Era sicuramente giusto, questo atteggiamento di umiltà di Bruno Renzi: infatti, si è risparmiato inutili fatiche, pendolarismo, esami di maturità sempre insidiosi, e via dicendo, tutte situazioni che io invece ho dovuto affrontare per piccole ragioni economiche alle quali egli non era sottoposto, essendo di buona famiglia ed avendo anche la moglie che portava a casa il suo stipendio decoroso.
Bruno Renzi ha sempre fatto suo il famoso discorso di Giulio Cesare: meglio primo in un piccolo villaggio che secondo in una grande città, e questa è una vera filosofia di vita. Meglio sindaco a Cave che onorevole a Roma.

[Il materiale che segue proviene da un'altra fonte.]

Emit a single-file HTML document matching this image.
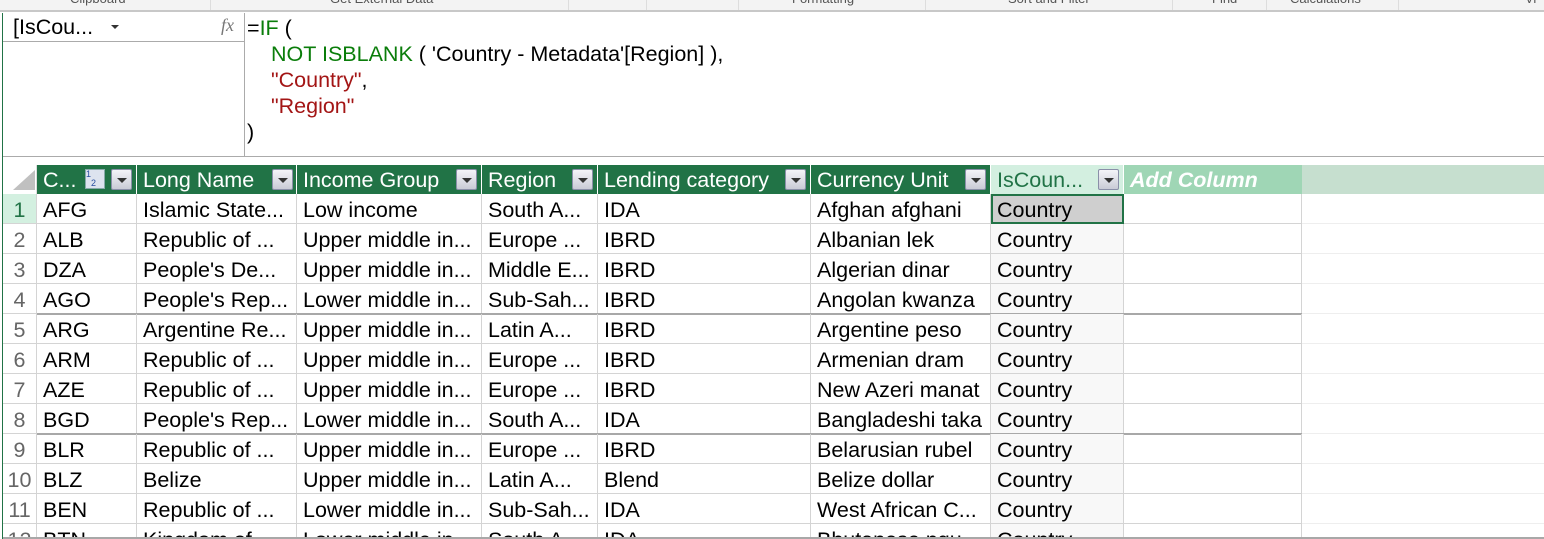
<!DOCTYPE html>
<html><head><meta charset="utf-8"><style>
*{margin:0;padding:0;box-sizing:border-box}
html,body{width:1544px;height:539px;overflow:hidden;background:#fff}
body{font-family:"Liberation Sans",Arial,sans-serif;position:relative}
#w{position:absolute;left:0;top:0;width:1544px;height:539px;overflow:hidden}
.a{position:absolute}
.rib{left:0;top:0;width:1544px;height:12px;background:#f3f3f3;border-bottom:2px solid #c8c8c8;overflow:hidden;font-size:13px;color:#555}
.rib span{position:absolute;top:-9px}
.rib i{position:absolute;top:0;width:1px;height:10px;background:#ddd}
.f{font-size:21.5px;line-height:26px;white-space:pre;position:absolute}
.g{color:#0a7d0a}.r{color:#a31515}
.h{top:165px;height:29px;background:#217346;color:#fff;font-size:21.5px;line-height:30px;padding-left:6px;border-right:1px solid #fff;white-space:nowrap;overflow:hidden}
.dd{position:absolute;top:4px;width:21px;height:21px;background:linear-gradient(#f4f4f8,#c9cbd6);border:1px solid #8a8fa8;border-radius:2px}
.dd:after{content:"";position:absolute;left:5px;top:8px;border-left:5px solid transparent;border-right:5px solid transparent;border-top:5px solid #333}
.c{height:30px;font-size:21.5px;line-height:32px;padding-left:6px;border-right:1px solid #d4d4d4;border-bottom:1px solid #d4d4d4;white-space:nowrap;overflow:hidden;color:#000}
.n{color:#666;text-align:center;padding-left:0}
</style></head><body><div id="w">
<div class="a rib">
<span style="left:70px">Clipboard</span><i style="left:210px"></i>
<span style="left:330px">Get External Data</span><i style="left:568px"></i><i style="left:646px"></i><i style="left:738px"></i>
<span style="left:792px">Formatting</span><i style="left:925px"></i>
<span style="left:1008px">Sort and Filter</span><i style="left:1172px"></i>
<span style="left:1212px">Find</span><i style="left:1266px"></i>
<span style="left:1290px">Calculations</span><i style="left:1398px"></i>
<span style="left:1525px">Vi</span>
</div>
<div class="a" style="left:2px;top:13px;width:1px;height:526px;background:#217346"></div>
<div class="a" style="left:3px;top:41px;width:241px;height:1px;background:#ababab"></div>
<div class="a" style="left:244px;top:13px;width:1px;height:144px;background:#ababab"></div>
<div class="a" style="left:3px;top:156px;width:1541px;height:1px;background:#ababab"></div>
<div class="f" style="left:13px;top:14px">[IsCou...</div>
<div class="a" style="left:111px;top:25px;border-left:4px solid transparent;border-right:4px solid transparent;border-top:4px solid #333"></div>
<div class="a" style="left:221px;top:15px;font-family:'Liberation Serif',serif;font-style:italic;color:#777;font-size:18px">fx</div>
<div class="f" style="left:247px;top:15px">=<span class="g">IF</span> (</div>
<div class="f" style="left:271px;top:41px"><span class="g">NOT ISBLANK</span> ( 'Country - Metadata'[Region] ),</div>
<div class="f" style="left:271px;top:67px"><span class="r">"Country"</span>,</div>
<div class="f" style="left:271px;top:93px"><span class="r">"Region"</span></div>
<div class="f" style="left:247px;top:119px">)</div>
<div class="a" style="left:3px;top:165px;width:34px;height:29px;background:#fff;border-right:1px solid #ddd"></div>
<div class="a" style="left:13px;top:170px;width:0;height:0;border-left:22px solid transparent;border-bottom:20px solid #c0c0c0"></div>
<div class="a h" style="left:37px;width:100px">C...<div class="a" style="left:48px;top:4px;width:20px;height:20px;background:#dde3ef;border:1px solid #8aa;font-size:9px;line-height:9px;color:#2a4fa0">1<br>&nbsp;&nbsp;2</div><div class="dd" style="left:74px"></div></div>
<div class="a h" style="left:137px;width:160px">Long Name<div class="dd" style="left:135px"></div></div>
<div class="a h" style="left:297px;width:185px">Income Group<div class="dd" style="left:159px"></div></div>
<div class="a h" style="left:482px;width:116px">Region<div class="dd" style="left:90px"></div></div>
<div class="a h" style="left:598px;width:213px">Lending category<div class="dd" style="left:187px"></div></div>
<div class="a h" style="left:811px;width:180px">Currency Unit<div class="dd" style="left:154px"></div></div>
<div class="a h" style="left:991px;width:133px;background:#d3efe0;color:#217346">IsCoun...<div class="dd" style="left:107px"></div></div>
<div class="a h" style="left:1124px;width:178px;background:#9fd6b5;font-style:italic;font-weight:bold;color:#fff;border-right:none">Add Column</div>
<div class="a" style="left:1302px;top:165px;width:242px;height:29px;background:#c6dfcf"></div>
<div id="g"></div>
</div>
<script>
var d=[["AFG","Islamic State...","Low income","South A...","IDA","Afghan afghani"],
["ALB","Republic of ...","Upper middle in...","Europe ...","IBRD","Albanian lek"],
["DZA","People's De...","Upper middle in...","Middle E...","IBRD","Algerian dinar"],
["AGO","People's Rep...","Lower middle in...","Sub-Sah...","IBRD","Angolan kwanza"],
["ARG","Argentine Re...","Upper middle in...","Latin A...","IBRD","Argentine peso"],
["ARM","Republic of ...","Upper middle in...","Europe ...","IBRD","Armenian dram"],
["AZE","Republic of ...","Upper middle in...","Europe ...","IBRD","New Azeri manat"],
["BGD","People's Rep...","Lower middle in...","South A...","IDA","Bangladeshi taka"],
["BLR","Republic of ...","Upper middle in...","Europe ...","IBRD","Belarusian rubel"],
["BLZ","Belize","Upper middle in...","Latin A...","Blend","Belize dollar"],
["BEN","Republic of ...","Lower middle in...","Sub-Sah...","IDA","West African C..."],
["BTN","Kingdom of ...","Lower middle in...","South A...","IDA","Bhutanese ngu..."]];
var x=[3,37,137,297,482,598,811,991,1124,1302];var h="";
for(var i=0;i<12;i++){var t=194+i*30;var row=[String(i+1)].concat(d[i]).concat(["Country",""]);
for(var j=0;j<9;j++){var s="left:"+x[j]+"px;top:"+t+"px;width:"+(x[j+1]-x[j])+"px;";
var cl="a c"+(j==0?" n":"");
if(j==0&&i==0)s+="background:#d3f0e0;color:#217346;";
if(j==7)s+="background:#f8f8f8;";
if(j==7&&i==0)s+="background:#cfcfcf;outline:2px solid #217346;outline-offset:-2px;";
h+='<div class="'+cl+'" style="'+s+'">'+row[j]+'</div>';}
h+='<div class="a" style="left:1302px;top:'+(t+29)+'px;width:242px;height:1px;background:#eee"></div>';
if(i==3||i==7)h+='<div class="a" style="left:37px;top:'+(t+29)+'px;width:1265px;height:2px;background:#a8a8a8"></div>';}
h+='<div class="a" style="left:3px;top:537px;width:1541px;height:2px;background:#a8a8a8"></div>';
document.getElementById("g").innerHTML=h;
</script>
</body></html>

Dopo la campagna politica del 1972, io invece mi ritirai dalla scena, perché in base all'impegno profuso mi sarei spettato qualche voto in più dei 47 che ebbi, e che mi qualificavano appena undicesimo nel partito. Ma ero un neofita, e me lo sarei dovuto aspettare. In questo campo Bruno Renzi era molto più attento e interessato, e certamente non aveva nulla da temere da parte mia, ma era bene tenere a bada un possibile antagonista. Ne conseguì un profondo distacco fra noi, e parzialmente la fine di una grande amicizia. Per me la scuola, al contrario che per Bruno Renzi, era molto più importante della politica, e perciò, giustamente, ciascuno di noi due fece una scelta e cercò di portarla a termine nel suo personale interesse.